Most importantly, I wasn’t “so hard on myself” when God revealed a sin in my life. I repented and moved on. For me, and I suppose others with imposter syndrome, pride was the sin I confessed most often.

I gained some insight from the article by Clance and Imes, especially as to why I would see myself as an imposter. They point out two lies (although they don’t call them lies) that little girls hear either audibly or through overriding family dynamics.

One little girl hears that she is the “social” one. And while her ability or intellect are lacking, her personality or people skills will bring her success. That doesn’t seem so detrimental, except someone with superior academic skills (usually a sibling) is held in high esteem by the family, and noticeably a contrast to her. The girl can study and achieve enough to receive accolades from teachers, but it doesn’t seem to impress her family or advance her status. She keeps working for validation of her intelligence. It’s never enough. Turning to charm and social skills for a fix of approval becomes easy, and she feels better for a time. Attention for intellectual accomplishments is a secret desire, but she has learned to trust her social prowess for instant gratification. The seed of imposter syndrome has been planted.

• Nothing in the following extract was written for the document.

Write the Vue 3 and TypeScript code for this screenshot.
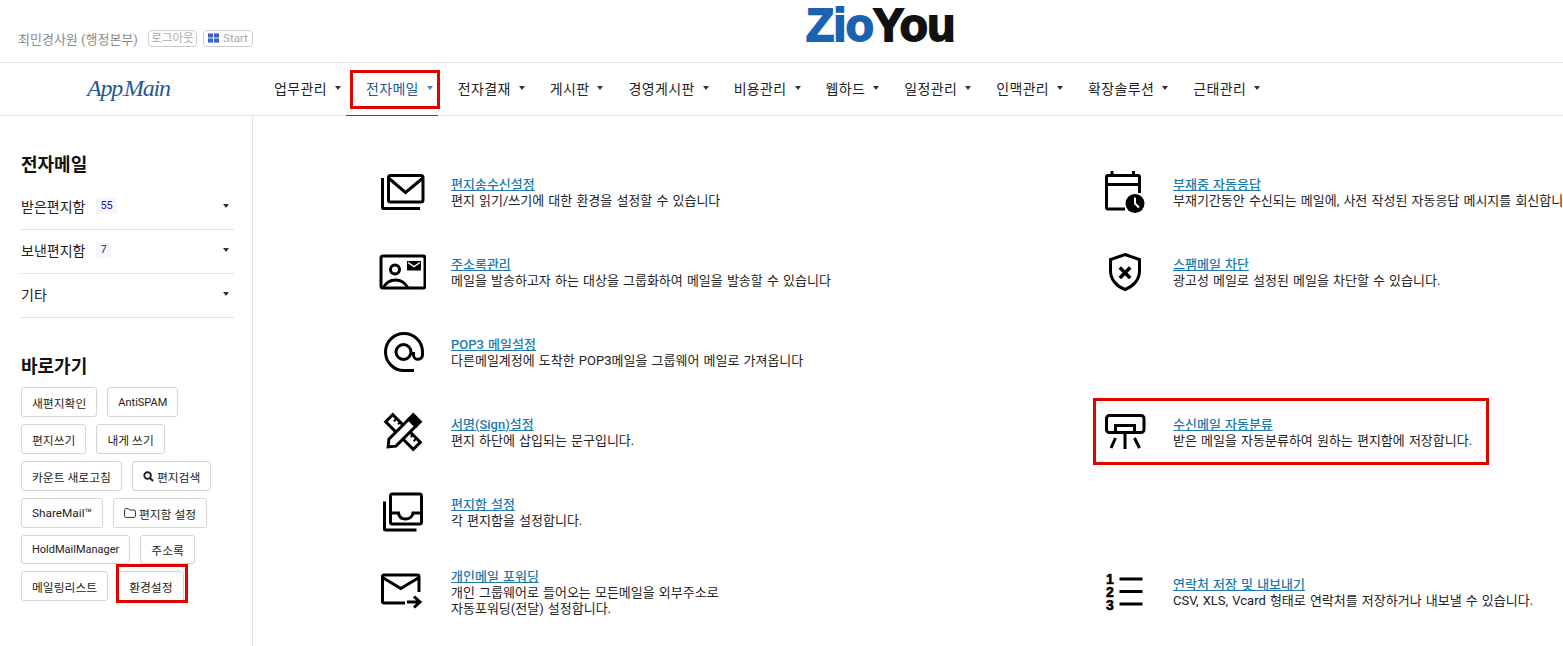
<template>
  <div class="app">
    <header class="top">
      <div class="user">
        <span class="user-name">최민경사원 (행정본부)</span>
        <a class="mini-btn logout">로그아웃</a>
        <a class="mini-btn start">
          <svg class="win" viewBox="0 0 12 10" width="11" height="10">
            <rect x="0" y="0" width="5.500" height="4.500" />
            <rect x="6.500" y="0" width="5.500" height="4.500" />
            <rect x="0" y="5.500" width="5.500" height="4.500" />
            <rect x="6.500" y="5.500" width="5.500" height="4.500" />
          </svg>
          Start
        </a>
      </div>
      <div class="brand"><span class="zio">Zio</span><span class="you">You</span></div>
    </header>

    <nav class="nav">
      <div class="nav-logo">App<small>.</small>Main</div>
      <ul class="menu">
        <li
          v-for="m in menus"
          :key="m"
          :class="{ active: m === '전자메일' }"
        >
          {{ m }}<i class="caret"></i>
        </li>
      </ul>
    </nav>

    <div class="body">
      <aside class="side">
        <h3>전자메일</h3>
        <ul class="boxes">
          <li v-for="b in boxes" :key="b.name">
            <span>{{ b.name }}</span>
            <em v-if="b.count" :class="{ unread: b.unread }">{{ b.count }}</em>
            <i class="caret"></i>
          </li>
        </ul>
        <h3 class="second">바로가기</h3>
        <div class="shortcuts">
          <a class="sbtn">새편지확인</a>
          <a class="sbtn en">AntiSPAM</a>
          <a class="sbtn">편지쓰기</a>
          <a class="sbtn">내게 쓰기</a>
          <a class="sbtn">카운트 새로고침</a>
          <a class="sbtn">
            <svg viewBox="0 0 12 12" width="11" height="11" class="ico">
              <circle cx="5" cy="5" r="3.600" fill="none" stroke="#222" stroke-width="2" />
              <path d="M7.600 7.600 11 11" stroke="#222" stroke-width="2.200" />
            </svg>
            편지검색
          </a>
          <a class="sbtn">ShareMail™</a>
          <a class="sbtn">
            <svg viewBox="0 0 12 10" width="12" height="10" class="ico">
              <path d="M.6 1.600c0-.5.4-1 1-1h2.600l1.200 1.400h5c.5 0 1 .4 1 1v5.400c0 .5-.5 1-1 1H1.600c-.6 0-1-.5-1-1z" fill="none" stroke="#333" />
            </svg>
            편지함 설정
          </a>
          <a class="sbtn en tight">HoldMailManager</a>
          <a class="sbtn tight">주소록</a>
          <a class="sbtn">메일링리스트</a>
          <a class="sbtn marked">환경설정</a>
        </div>
      </aside>

      <main class="main">
        <div
          v-for="c in cells"
          :key="c.icon"
          class="cell"
          :class="{ marked: c.marked }"
        >
          <template v-if="c.title">
            <svg class="icon" viewBox="0 0 48 48" width="48" height="48" fill="none" stroke="#000" stroke-width="3">
              <g v-if="c.icon === 'mails'">
                <rect x="10.500" y="7.500" width="34.500" height="26.500" rx="2" />
                <path d="M10.500 10 27.500 24.500 45 10" />
                <path d="M4.500 10V39.500a1 1 0 0 0 1 1H42" />
              </g>
              <g v-else-if="c.icon === 'contact'">
                <rect x="3" y="8" width="44" height="32" rx="2" />
                <circle cx="17" cy="21.500" r="4.500" />
                <path d="M5 40C8 34.500 12.500 32 17.500 32S27 34.500 30 40" />
                <rect x="29" y="13" width="14" height="9.500" fill="#000" stroke="none" />
                <path d="M30 14.500 36 18.500 42 14.500" stroke="#fff" stroke-width="1.500" />
              </g>
              <g v-else-if="c.icon === 'at'">
                <circle cx="25.500" cy="24" r="7.500" />
                <path d="M36 42.500H26A18.500 18.500 0 1 1 44.500 24V26.500A4.500 4.500 0 0 1 35.500 27V24" />
              </g>
              <g v-else-if="c.icon === 'sign'">
                <g transform="rotate(45 25 24)">
                  <rect x="5.500" y="19" width="39" height="10" fill="#fff" />
                  <path d="M11 19v4M16 19v3M21 19v4M29 19v4M34 19v3M39 19v4" stroke-width="2" />
                </g>
                <g transform="rotate(-45 25 24)">
                  <path d="M4 24 10 19H38V29H10Z" fill="#fff" />
                  <rect x="37" y="17.500" width="9" height="13" fill="#000" stroke="none" />
                </g>
              </g>
              <g v-else-if="c.icon === 'inbox'">
                <rect x="12.500" y="6" width="31" height="30" rx="2" />
                <path d="M12.500 25H20.500C21 29 24 31 27.500 31S34.500 29 35 25H43.500" />
                <path d="M6.500 13.500V41a1 1 0 0 0 1 1H38.500" />
              </g>
              <g v-else-if="c.icon === 'forward'">
                <path d="M27 35H6a1.500 1.500 0 0 1-1.500-1.500V8.500A1.500 1.500 0 0 1 6 7H39.500A1.500 1.500 0 0 1 41 8.500V24" />
                <path d="M4.500 9.500 22.800 20.500 41 9.500" />
                <path d="M29 34H42M36 28.500 42 34 36 39.500" />
              </g>
              <g v-else-if="c.icon === 'calendar'">
                <path d="M23 41H6a1.500 1.500 0 0 1-1.500-1.500V9A1.500 1.500 0 0 1 6 7.500H36A1.500 1.500 0 0 1 37.500 9V25" />
                <path d="M4.500 16.500H37.500" />
                <path d="M10 3V8M31.500 3V8" />
                <circle cx="33" cy="35.500" r="9.500" fill="#000" stroke="none" />
                <path d="M33 29.500V35.500L37 39.500" stroke="#fff" stroke-width="2" />
              </g>
              <g v-else-if="c.icon === 'shield'">
                <path d="M23 6.500 37.500 11.500V23C37.500 31.500 31.500 38.500 23 41.500 14.500 38.500 8.500 31.500 8.500 23V11.500Z" />
                <path d="M17.800 19.500 28.200 30M28.200 19.500 17.800 30" stroke-width="3.500" />
              </g>
              <g v-else-if="c.icon === 'filter'">
                <rect x="4.500" y="7.500" width="37.500" height="17" rx="3" />
                <path d="M13.500 24V17.500H32.500V24" />
                <path d="M23 24V41M13.500 30 9 40M32.500 30 37.500 40" />
              </g>
              <g v-else-if="c.icon === 'list'">
                <text x="4" y="15.500" class="num">1</text>
                <text x="4" y="28.500" class="num">2</text>
                <text x="4" y="42" class="num">3</text>
                <path d="M17.500 11H40.500M17.500 23.500H40.500M17.500 36H40.500" />
              </g>
            </svg>
            <div class="text">
              <a class="title">{{ c.title }}</a>
              <p v-for="d in c.desc" :key="d">{{ d }}</p>
            </div>
          </template>
        </div>
      </main>
    </div>
  </div>
</template>

<script setup lang="ts">
interface Box {
  name: string
  count?: string
  unread?: boolean
}

interface Cell {
  icon: string
  title?: string
  desc?: string[]
  marked?: boolean
}

const menus: string[] = [
  '업무관리', '전자메일', '전자결재', '게시판', '경영게시판', '비용관리',
  '웹하드', '일정관리', '인맥관리', '확장솔루션', '근태관리'
]

const boxes: Box[] = [
  { name: '받은편지함', count: '55', unread: true },
  { name: '보낸편지함', count: '7' },
  { name: '기타' }
]

const cells: Cell[] = [
  { icon: 'mails', title: '편지송수신설정', desc: ['편지 읽기/쓰기에 대한 환경을 설정할 수 있습니다'] },
  { icon: 'calendar', title: '부재중 자동응답', desc: ['부재기간동안 수신되는 메일에, 사전 작성된 자동응답 메시지를 회신합니다'] },
  { icon: 'contact', title: '주소록관리', desc: ['메일을 발송하고자 하는 대상을 그룹화하여 메일을 발송할 수 있습니다'] },
  { icon: 'shield', title: '스팸메일 차단', desc: ['광고성 메일로 설정된 메일을 차단할 수 있습니다.'] },
  { icon: 'at', title: 'POP3 메일설정', desc: ['다른메일계정에 도착한 POP3메일을 그룹웨어 메일로 가져옵니다'] },
  { icon: 'empty1' },
  { icon: 'sign', title: '서명(Sign)설정', desc: ['편지 하단에 삽입되는 문구입니다.'] },
  { icon: 'filter', title: '수신메일 자동분류', desc: ['받은 메일을 자동분류하여 원하는 편지함에 저장합니다.'], marked: true },
  { icon: 'inbox', title: '편지함 설정', desc: ['각 편지함을 설정합니다.'] },
  { icon: 'empty2' },
  { icon: 'forward', title: '개인메일 포워딩', desc: ['개인 그룹웨어로 들어오는 모든메일을 외부주소로', '자동포워딩(전달) 설정합니다.'] },
  { icon: 'list', title: '연락처 저장 및 내보내기', desc: ['CSV, XLS, Vcard 형태로 연락처를 저장하거나 내보낼 수 있습니다.'] }
]
</script>

<style>
html,
body {
  margin: 0;
  background: #fff;
  overflow: hidden;
}
</style>

<style scoped>
.app {
  min-height: 646px;
  display: flex;
  flex-direction: column;
  font-family: Roboto, "Noto Sans CJK KR", sans-serif;
  color: #222;
  overflow: hidden;
}

.top {
  height: 62px;
  display: flex;
  border-bottom: 1px solid #e3e3e3;
}

.user {
  width: 806px;
  box-sizing: border-box;
  padding: 30px 0 0 18px;
  display: flex;
  align-items: center;
  height: 46px;
  font-size: 13px;
  color: #8a8a8a;
}

.user-name {
  margin-right: 10px;
  width: 120px;
  white-space: nowrap;
}

.mini-btn {
  height: 15px;
  border: 1px solid #ccc;
  border-radius: 4px;
  box-sizing: content-box;
  display: flex;
  align-items: center;
  justify-content: center;
  font-size: 11.500px;
  color: #aaa;
  line-height: 14px;
}

.logout {
  width: 47px;
  margin-right: 6px;
}

.start {
  width: 48px;
  gap: 4px;
}

.win {
  fill: #3a62c4;
}

.brand {
  font-family: "Liberation Sans", sans-serif;
  font-weight: 700;
  font-size: 46px;
  line-height: 50px;
  letter-spacing: -.6px;
  -webkit-text-stroke: 2px currentColor;
  white-space: nowrap;
}

.zio {
  color: #1b62b0;
}

.you {
  color: #111;
}

.nav {
  height: 52px;
  display: flex;
  border-bottom: 1px solid #e3e3e3;
}

.nav-logo {
  width: 254px;
  box-sizing: border-box;
  padding-left: 87px;
  font-family: "Liberation Serif", serif;
  font-style: italic;
  font-size: 24px;
  letter-spacing: -1.200px;
  line-height: 50px;
  color: #1f5a96;
  white-space: nowrap;
}

.nav-logo small {
  font-size: 12px;
}

.menu {
  list-style: none;
  margin: 0;
  padding: 0;
  display: flex;
}

.menu li {
  position: relative;
  display: flex;
  align-items: center;
  height: 53px;
  box-sizing: border-box;
  padding: 0 5px 3px 20px;
  font-size: 14px;
  letter-spacing: .35px;
  color: #222;
  white-space: nowrap;
}

.menu li .caret {
  margin-left: 8px;
}

.menu li.active {
  color: #1f5a96;
  box-shadow: inset 0 -1px 0 #1f5a96;
}

.menu li.active .caret {
  border-top-color: #5a7fa8;
}

.menu li.active::after {
  content: "";
  position: absolute;
  left: 4px;
  top: 7px;
  width: 84px;
  height: 33px;
  border: 3px solid #e00000;
}

.caret {
  display: inline-block;
  width: 0;
  height: 0;
  border-left: 3.500px solid transparent;
  border-right: 3.500px solid transparent;
  border-top: 4px solid #333;
}

.body {
  flex: 1;
  display: flex;
}

.side {
  flex: none;
  padding: 36px 18px 0 21px;
  border-right: 1px solid #e3e3e3;
  box-sizing: content-box;
  width: 213px;
}

h3 {
  margin: 0;
  font-size: 18px;
  line-height: 26px;
  font-weight: 700;
  color: #111;
}

h3.second {
  margin-top: 36px;
}

.boxes {
  list-style: none;
  margin: 8px 0 0;
  padding: 0;
}

.boxes li {
  height: 44px;
  box-sizing: border-box;
  border-bottom: 1px solid #e3e3e3;
  display: flex;
  align-items: center;
  font-size: 14px;
  color: #222;
  padding: 0 5px 3px 0;
}

.boxes em {
  font-style: normal;
  font-size: 11px;
  background: #f5f6fa;
  color: #333;
  margin-left: 11px;
  padding: 1px 4px;
  line-height: 14px;
}

.boxes em.unread {
  color: #1414b4;
}

.boxes .caret {
  margin-left: auto;
}

.shortcuts {
  margin-top: 7px;
  display: flex;
  flex-wrap: wrap;
  gap: 7px 10px;
}

.sbtn {
  position: relative;
  height: 30px;
  box-sizing: border-box;
  padding: 0 10px;
  border: 1px solid #d4d4d4;
  border-radius: 3px;
  display: flex;
  align-items: center;
  gap: 3px;
  font-size: 11.800px;
  color: #222;
  white-space: nowrap;
}

.sbtn.en {
  font-size: 11px;
}

.sbtn.tight {
  height: 29px;
}

.sbtn.marked::after {
  content: "";
  position: absolute;
  left: -3px;
  top: -8px;
  width: 66px;
  height: 33px;
  border: 3px solid #e00000;
}

.main {
  flex: 1;
  min-width: 0;
  padding: 36px 0 0 125px;
  display: grid;
  grid-template-columns: 724px 1fr;
  grid-auto-rows: 80px;
  align-content: start;
  overflow: hidden;
}

.cell {
  position: relative;
  display: flex;
  align-items: center;
  gap: 23px;
  min-width: 0;
}

.cell:nth-child(odd) {
  gap: 25px;
}

.cell.marked::after {
  content: "";
  position: absolute;
  left: -9px;
  top: 6px;
  width: 390px;
  height: 61px;
  border: 3px solid #e00000;
}

.icon {
  flex: none;
}

.num {
  font-family: "Liberation Sans", sans-serif;
  font-size: 14px;
  font-weight: 700;
  fill: #000;
  stroke: #000;
  stroke-width: .6px;
}

.text {
  font-size: 13px;
  line-height: 16px;
  word-spacing: .9px;
  white-space: nowrap;
  padding-top: 2px;
}

.title {
  display: block;
  color: #1c7bac;
  font-weight: 500;
  text-decoration: underline;
}

p {
  margin: 0;
  color: #222;
}
</style>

The other girl is “told” she is perfect. Her family places her on that proverbial pedestal. They (usually a parent in this case, and not a sibling) tell her she can achieve whatever she wants. She hears them share examples of her accomplishments with others. She feels the hint of exaggeration and undeserved accolade, but risks embarrassment if she disputes the “files” of proof being presented. Pleasing her family begins to take more effort, and their praise adds pressure. To onlookers, her success seems effortless, and she fights to keep up appearances. She doesn’t trust parental approval to survive one of her mistakes. Others are blamed for her failures, and when no one investigates, she feels relief rather than guilt. Little failures are buried beneath new achievements, but not forgotten. Bigger failures lead to both mental and physical exhaustion, but quitting isn’t an option for her. What was intended as encouragement just gave root to imposter syndrome.

Clance and Imes made an omission in their article. I think it was probably a purposeful omission. They undoubtedly discussed it before the work was submitted for publication. What about the little girl who internalized both lies? Is that even possible? Oh well…that’s a question for another day.

Right now, the sun is shining. It’s beginning to look like spring, and I’ve been sitting in front of a computer all day. I’m not feeling the need to prove myself as a writer or impress anyone with more words, so I think I’ll go open the front door, take about three deep breaths, and see what happens next.

 

In case you haven’t archived old copies of Psychotherapy, Research and Practice (Volume 15. #3. Fall 1978), you can find the Clance and Imes article on the internet. It’s titled: The Imposter Phenomenon in High Achieving Women: Dynamics and Therapeutic Intervention.

One thought on “Imposter Syndrome: Guarding Lies and Keeping Secrets

  1. Wow Rita…. this is powerful!!! I think you touched a core into many lives with the profound words so adequately written. I see me. I see who I perceived myself to be as a child and what I want others to think of me …. and then I see who I really am…. I think. One of my favorite sayings is “You have to possess what you profess.” May God’s richest blessings overtake you and grant you more opportunity to share what God has so richly given you.